◆ INSTRUCTIONS TO FOLLOW ◆
Return the listing word for word, as given.

--- Start MATERIAL ---

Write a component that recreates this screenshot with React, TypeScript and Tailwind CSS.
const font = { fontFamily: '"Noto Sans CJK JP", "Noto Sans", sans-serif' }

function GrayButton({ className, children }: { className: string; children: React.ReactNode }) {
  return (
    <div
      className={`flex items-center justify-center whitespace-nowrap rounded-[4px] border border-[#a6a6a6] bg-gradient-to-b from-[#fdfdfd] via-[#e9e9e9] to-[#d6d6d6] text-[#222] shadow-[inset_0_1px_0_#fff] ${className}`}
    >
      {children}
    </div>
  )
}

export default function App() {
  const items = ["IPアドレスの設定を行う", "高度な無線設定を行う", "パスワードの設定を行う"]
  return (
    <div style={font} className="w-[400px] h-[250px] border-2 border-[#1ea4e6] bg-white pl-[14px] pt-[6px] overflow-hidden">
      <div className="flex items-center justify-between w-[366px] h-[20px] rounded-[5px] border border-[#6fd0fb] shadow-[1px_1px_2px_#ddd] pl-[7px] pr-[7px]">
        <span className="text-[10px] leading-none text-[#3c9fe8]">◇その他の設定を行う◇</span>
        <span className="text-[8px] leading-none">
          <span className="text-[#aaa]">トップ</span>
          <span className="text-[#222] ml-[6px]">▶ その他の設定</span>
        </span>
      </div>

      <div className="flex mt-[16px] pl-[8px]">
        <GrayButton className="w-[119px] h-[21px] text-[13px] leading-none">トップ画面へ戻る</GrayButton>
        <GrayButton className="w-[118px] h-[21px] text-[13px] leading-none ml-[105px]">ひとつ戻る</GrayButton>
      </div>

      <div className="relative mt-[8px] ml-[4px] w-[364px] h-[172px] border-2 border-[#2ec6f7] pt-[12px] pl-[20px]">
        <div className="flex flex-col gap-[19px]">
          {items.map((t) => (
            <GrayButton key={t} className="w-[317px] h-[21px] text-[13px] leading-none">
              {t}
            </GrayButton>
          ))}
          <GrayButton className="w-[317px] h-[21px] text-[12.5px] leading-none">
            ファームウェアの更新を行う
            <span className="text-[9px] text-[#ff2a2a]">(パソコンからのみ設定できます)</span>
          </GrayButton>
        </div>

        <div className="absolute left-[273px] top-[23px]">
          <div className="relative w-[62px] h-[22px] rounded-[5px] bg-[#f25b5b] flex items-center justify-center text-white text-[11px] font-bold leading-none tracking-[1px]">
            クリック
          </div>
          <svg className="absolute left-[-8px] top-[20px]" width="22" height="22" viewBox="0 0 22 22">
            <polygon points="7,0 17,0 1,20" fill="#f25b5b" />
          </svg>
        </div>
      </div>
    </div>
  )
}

--- End MATERIAL ---

◆ CORRECT RESULT ◆
Write a component that recreates this screenshot with React, TypeScript and Tailwind CSS.
const font = { fontFamily: '"Noto Sans CJK JP", "Noto Sans", sans-serif' }

function GrayButton({ className, children }: { className: string; children: React.ReactNode }) {
  return (
    <div
      className={`flex items-center justify-center whitespace-nowrap rounded-[4px] border border-[#a6a6a6] bg-gradient-to-b from-[#fdfdfd] via-[#e9e9e9] to-[#d6d6d6] text-[#222] shadow-[inset_0_1px_0_#fff] ${className}`}
    >
      {children}
    </div>
  )
}

export default function App() {
  const items = ["IPアドレスの設定を行う", "高度な無線設定を行う", "パスワードの設定を行う"]
  return (
    <div style={font} className="w-[400px] h-[250px] border-2 border-[#1ea4e6] bg-white pl-[14px] pt-[6px] overflow-hidden">
      <div className="flex items-center justify-between w-[366px] h-[20px] rounded-[5px] border border-[#6fd0fb] shadow-[1px_1px_2px_#ddd] pl-[7px] pr-[7px]">
        <span className="text-[10px] leading-none text-[#3c9fe8]">◇その他の設定を行う◇</span>
        <span className="text-[8px] leading-none">
          <span className="text-[#aaa]">トップ</span>
          <span className="text-[#222] ml-[6px]">▶ その他の設定</span>
        </span>
      </div>

      <div className="flex mt-[16px] pl-[8px]">
        <GrayButton className="w-[119px] h-[21px] text-[13px] leading-none">トップ画面へ戻る</GrayButton>
        <GrayButton className="w-[118px] h-[21px] text-[13px] leading-none ml-[105px]">ひとつ戻る</GrayButton>
      </div>

      <div className="relative mt-[8px] ml-[4px] w-[364px] h-[172px] border-2 border-[#2ec6f7] pt-[12px] pl-[20px]">
        <div className="flex flex-col gap-[19px]">
          {items.map((t) => (
            <GrayButton key={t} className="w-[317px] h-[21px] text-[13px] leading-none">
              {t}
            </GrayButton>
          ))}
          <GrayButton className="w-[317px] h-[21px] text-[12.5px] leading-none">
            ファームウェアの更新を行う
            <span className="text-[9px] text-[#ff2a2a]">(パソコンからのみ設定できます)</span>
          </GrayButton>
        </div>

        <div className="absolute left-[273px] top-[23px]">
          <div className="relative w-[62px] h-[22px] rounded-[5px] bg-[#f25b5b] flex items-center justify-center text-white text-[11px] font-bold leading-none tracking-[1px]">
            クリック
          </div>
          <svg className="absolute left-[-8px] top-[20px]" width="22" height="22" viewBox="0 0 22 22">
            <polygon points="7,0 17,0 1,20" fill="#f25b5b" />
          </svg>
        </div>
      </div>
    </div>
  )
}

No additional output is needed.